Macro economy set to bottom out. Following a V-shaped recovery in 2020, China’s
growth lost momentum since 3Q21 due to resurging COVID, summer flooding, unexpected
power cuts and property tightening. We expect to see moderate recovery in 2H22, after a
still tough 1H22. We expect China to speed up fiscal expenditure, carry out a constructive
monetary policy and adjust the implementation pace for China’s long-term development
goals such as common prosperity and carbon neutrality.
On-the-ground checks suggest a mixed outlook. According to the CS CQi team’s
industry and consumer surveys, property sales managers confirmed the moderate easing;
material producers are still cautious on demand outlook and expect the high power tariffs to
sustain for longer; private SME manufacturers are cautious about the year while service
providers are more optimistic.
2022 to be a better year for stocks after correction. China and Hong Kong equity
markets experienced remarkable corrections in 2021, with dramatic sector rotation. Sixteen
out of 22 sectors declined, led by consumer services, Macau, software, insurance and real
estate. Only 36% of sectors managed to achieve more positive monthly returns than
negative in 2021, in sharp contrast to 64% in 2020. Downward revision of corporate
earnings was also not helpful. However, the central government is swiftly taking action to
stabilise the economy, and fine-tuning macro and industry policies accordingly, which sends
a positive policy signal. We expect China’s equity market is set to recover, given positive
policy direction, low investor expectation, and cheap valuation, despite a near-term slowing
economy. Our new index targets for MSCI China/HSI/CSI300 are 91/26,200/5,760,
offering 11.7%/13.4%/17.0% upsides respectively.
Focus on bottom up. We continue to expect multi-year secular themes to play out in
2022 but take a more bottom-up approach in sector selection, given lack of clear direction
of style and sector rotation.
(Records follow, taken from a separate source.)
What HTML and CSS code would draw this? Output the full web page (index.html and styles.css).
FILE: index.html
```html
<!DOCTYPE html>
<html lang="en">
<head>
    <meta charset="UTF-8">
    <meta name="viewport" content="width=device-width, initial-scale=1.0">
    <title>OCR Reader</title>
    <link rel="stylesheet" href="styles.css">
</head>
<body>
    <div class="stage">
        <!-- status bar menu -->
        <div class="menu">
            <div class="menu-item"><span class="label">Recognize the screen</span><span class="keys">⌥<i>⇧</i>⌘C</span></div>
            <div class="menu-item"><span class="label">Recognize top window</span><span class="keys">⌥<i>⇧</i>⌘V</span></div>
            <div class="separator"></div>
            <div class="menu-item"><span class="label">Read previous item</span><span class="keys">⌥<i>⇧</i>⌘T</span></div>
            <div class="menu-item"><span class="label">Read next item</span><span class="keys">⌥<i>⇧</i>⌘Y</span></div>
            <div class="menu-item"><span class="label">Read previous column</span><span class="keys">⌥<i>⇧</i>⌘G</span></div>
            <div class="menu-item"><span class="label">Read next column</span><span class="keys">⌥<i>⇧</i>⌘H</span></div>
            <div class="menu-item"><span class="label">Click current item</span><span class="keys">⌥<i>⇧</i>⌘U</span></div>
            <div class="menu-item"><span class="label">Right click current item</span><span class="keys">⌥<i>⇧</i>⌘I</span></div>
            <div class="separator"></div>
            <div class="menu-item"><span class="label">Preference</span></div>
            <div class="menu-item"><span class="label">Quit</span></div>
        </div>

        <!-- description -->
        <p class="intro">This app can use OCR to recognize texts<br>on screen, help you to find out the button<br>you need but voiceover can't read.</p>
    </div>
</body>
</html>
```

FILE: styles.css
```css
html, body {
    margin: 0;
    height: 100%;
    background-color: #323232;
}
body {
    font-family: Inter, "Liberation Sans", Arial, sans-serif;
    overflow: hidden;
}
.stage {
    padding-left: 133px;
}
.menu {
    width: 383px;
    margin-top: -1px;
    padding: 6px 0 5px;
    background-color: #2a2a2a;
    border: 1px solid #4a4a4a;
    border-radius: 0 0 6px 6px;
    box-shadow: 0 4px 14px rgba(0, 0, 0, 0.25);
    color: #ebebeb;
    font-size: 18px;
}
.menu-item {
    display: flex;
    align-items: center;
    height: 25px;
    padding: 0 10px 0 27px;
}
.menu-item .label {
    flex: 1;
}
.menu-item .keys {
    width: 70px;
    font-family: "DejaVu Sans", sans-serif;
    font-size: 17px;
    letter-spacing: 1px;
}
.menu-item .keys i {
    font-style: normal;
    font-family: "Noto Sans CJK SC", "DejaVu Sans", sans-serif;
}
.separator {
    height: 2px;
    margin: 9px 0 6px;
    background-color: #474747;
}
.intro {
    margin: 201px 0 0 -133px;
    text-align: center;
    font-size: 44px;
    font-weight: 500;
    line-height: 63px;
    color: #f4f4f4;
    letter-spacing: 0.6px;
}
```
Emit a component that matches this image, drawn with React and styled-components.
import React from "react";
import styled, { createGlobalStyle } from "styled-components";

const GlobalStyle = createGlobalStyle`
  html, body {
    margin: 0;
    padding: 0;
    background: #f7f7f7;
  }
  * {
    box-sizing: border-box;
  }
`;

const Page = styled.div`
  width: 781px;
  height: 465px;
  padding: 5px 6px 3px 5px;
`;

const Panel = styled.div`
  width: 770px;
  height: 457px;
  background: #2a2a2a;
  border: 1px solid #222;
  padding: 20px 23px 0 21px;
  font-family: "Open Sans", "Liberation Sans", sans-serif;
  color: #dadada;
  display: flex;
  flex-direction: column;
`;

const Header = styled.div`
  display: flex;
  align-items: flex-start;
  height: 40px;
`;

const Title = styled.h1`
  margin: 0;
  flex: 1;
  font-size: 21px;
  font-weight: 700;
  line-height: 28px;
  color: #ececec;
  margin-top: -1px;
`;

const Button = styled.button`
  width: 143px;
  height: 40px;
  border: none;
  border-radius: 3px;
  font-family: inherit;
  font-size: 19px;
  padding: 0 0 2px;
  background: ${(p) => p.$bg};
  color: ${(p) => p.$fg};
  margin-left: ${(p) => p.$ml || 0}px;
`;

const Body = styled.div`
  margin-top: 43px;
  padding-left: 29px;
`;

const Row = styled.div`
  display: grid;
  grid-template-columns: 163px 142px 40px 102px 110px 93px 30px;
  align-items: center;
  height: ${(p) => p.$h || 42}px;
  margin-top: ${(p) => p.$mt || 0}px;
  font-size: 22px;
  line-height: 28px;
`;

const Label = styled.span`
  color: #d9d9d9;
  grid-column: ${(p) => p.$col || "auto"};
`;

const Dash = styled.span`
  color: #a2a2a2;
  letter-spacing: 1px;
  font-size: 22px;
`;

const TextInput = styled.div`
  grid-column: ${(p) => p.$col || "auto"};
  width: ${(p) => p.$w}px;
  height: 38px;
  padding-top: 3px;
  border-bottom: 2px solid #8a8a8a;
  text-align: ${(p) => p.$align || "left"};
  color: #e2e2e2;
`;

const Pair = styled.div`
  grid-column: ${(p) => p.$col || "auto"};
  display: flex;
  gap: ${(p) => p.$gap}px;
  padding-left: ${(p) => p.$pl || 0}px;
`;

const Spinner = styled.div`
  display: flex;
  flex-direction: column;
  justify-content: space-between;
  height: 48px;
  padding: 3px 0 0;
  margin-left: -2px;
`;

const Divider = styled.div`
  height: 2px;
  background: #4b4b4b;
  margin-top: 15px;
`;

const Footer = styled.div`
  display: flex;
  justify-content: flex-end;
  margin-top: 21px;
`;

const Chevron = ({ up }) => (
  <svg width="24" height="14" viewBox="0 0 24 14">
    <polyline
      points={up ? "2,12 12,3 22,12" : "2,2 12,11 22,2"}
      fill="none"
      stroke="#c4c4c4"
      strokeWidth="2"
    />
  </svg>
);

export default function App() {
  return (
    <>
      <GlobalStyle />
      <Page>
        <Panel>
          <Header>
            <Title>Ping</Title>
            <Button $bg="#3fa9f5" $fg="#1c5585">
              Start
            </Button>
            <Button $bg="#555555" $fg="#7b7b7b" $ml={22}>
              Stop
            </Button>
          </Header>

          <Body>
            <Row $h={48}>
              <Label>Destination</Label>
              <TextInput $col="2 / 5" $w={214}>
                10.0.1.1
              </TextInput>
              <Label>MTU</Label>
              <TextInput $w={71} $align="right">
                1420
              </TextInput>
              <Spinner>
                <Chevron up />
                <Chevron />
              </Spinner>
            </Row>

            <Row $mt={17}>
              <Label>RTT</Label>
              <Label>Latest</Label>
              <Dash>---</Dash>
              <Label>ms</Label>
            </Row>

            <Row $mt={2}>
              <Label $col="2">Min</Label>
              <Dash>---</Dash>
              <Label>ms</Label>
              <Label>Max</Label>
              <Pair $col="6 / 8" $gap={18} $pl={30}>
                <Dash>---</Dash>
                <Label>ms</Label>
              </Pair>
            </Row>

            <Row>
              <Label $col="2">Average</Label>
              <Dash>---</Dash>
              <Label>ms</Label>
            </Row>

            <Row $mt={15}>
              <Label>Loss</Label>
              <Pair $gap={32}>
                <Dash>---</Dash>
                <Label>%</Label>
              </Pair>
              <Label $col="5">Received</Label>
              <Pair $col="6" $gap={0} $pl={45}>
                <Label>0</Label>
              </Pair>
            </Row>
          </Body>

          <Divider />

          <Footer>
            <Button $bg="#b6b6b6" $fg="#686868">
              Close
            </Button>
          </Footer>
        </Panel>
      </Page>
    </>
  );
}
Our top 5 sector-relative weightings are industrials (+4.2%), IT
(+1.6%), materials (+1.5%), utilities (+1.0%) and energy (+0.8%), versus big under-
weights in consumer discretionary (-3.2%), communication services (-2.9%) and financials
(-2.8%). We had the largest increases in real estate (+3.0%), healthcare (+2.6%), and
consumer discretionary (+1.8%) and trimmed our big overweighting in energy.